The evening concert opened with chamber versions of two of my all-time favourite musical works, works which I have indeed loved ever since I first began to discover classical music.  One was Handel's Harp Concerto in B Flat, HWV294 and the other was Mozart's Concerto for Flute and Harp in C Major, K.299.  The Handel was once believed to be originally written as an organ concerto for Handel himself to play (cue the virtuoso fireworks) but is now generally accepted to have been written for the harp first and then transcribed for organ.  The Mozart concerto was written for a commission from a Parisian nobleman who played flute, and whose daughter played the harp.  It's said that Mozart disliked the harp -- certainly he never wrote any other work for it -- but you'd never know that from the sound of the music.  Harpists, on the other hand, could tell you a thing or two about the some of the nasty technical challenges hidden in the music.

Well, forget all of that.  Erica Goodman played with surpassing fluency and beauty of tone in both works, well supported by the ensemble.  Her dialogues with Suzanne Shulman on flute in the Mozart concerto were light and airy, so much so that the performance took wing.  If you happened to glance my way during either of these beautiful works, I'm sure you'd have seen the smile.  I love all kinds of music, but have seldom felt so much joy and delight in any concert.

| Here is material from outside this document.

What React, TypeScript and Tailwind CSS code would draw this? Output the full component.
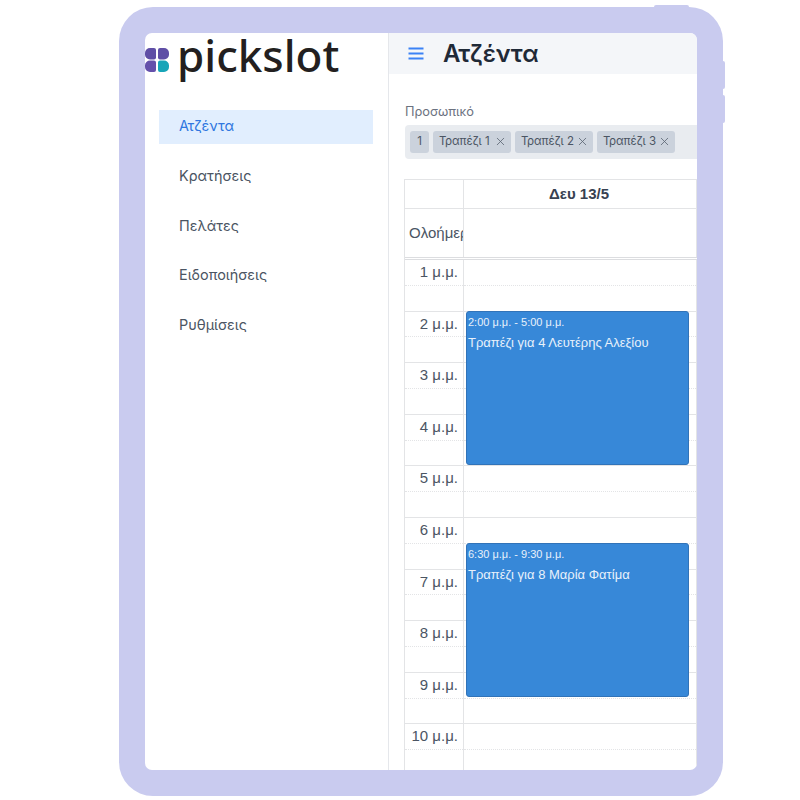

After the intermission, the guitarists returned with some intriguing repertoire in a more modern style.  The famous orchestral dance from Manuel de Falla's La vida breve didn't make as much impact on two guitars, although the virtuosity was undeniable -- the sound is too light to make it easy to hear the melody over the thrumming harmony. 

Renaud Côté-Giguère's composition Palio, inspired by the famous medieval horse-race in Siena, was treated to a fire-eating performance by the composer and colleague Bruno Roussel. 

Even more exciting was the wild taxi ride of En las calles de Buenos Aires by Patrick Roux, for the unusual combination of four guitars and string quartet, which brought the concert to a lively end.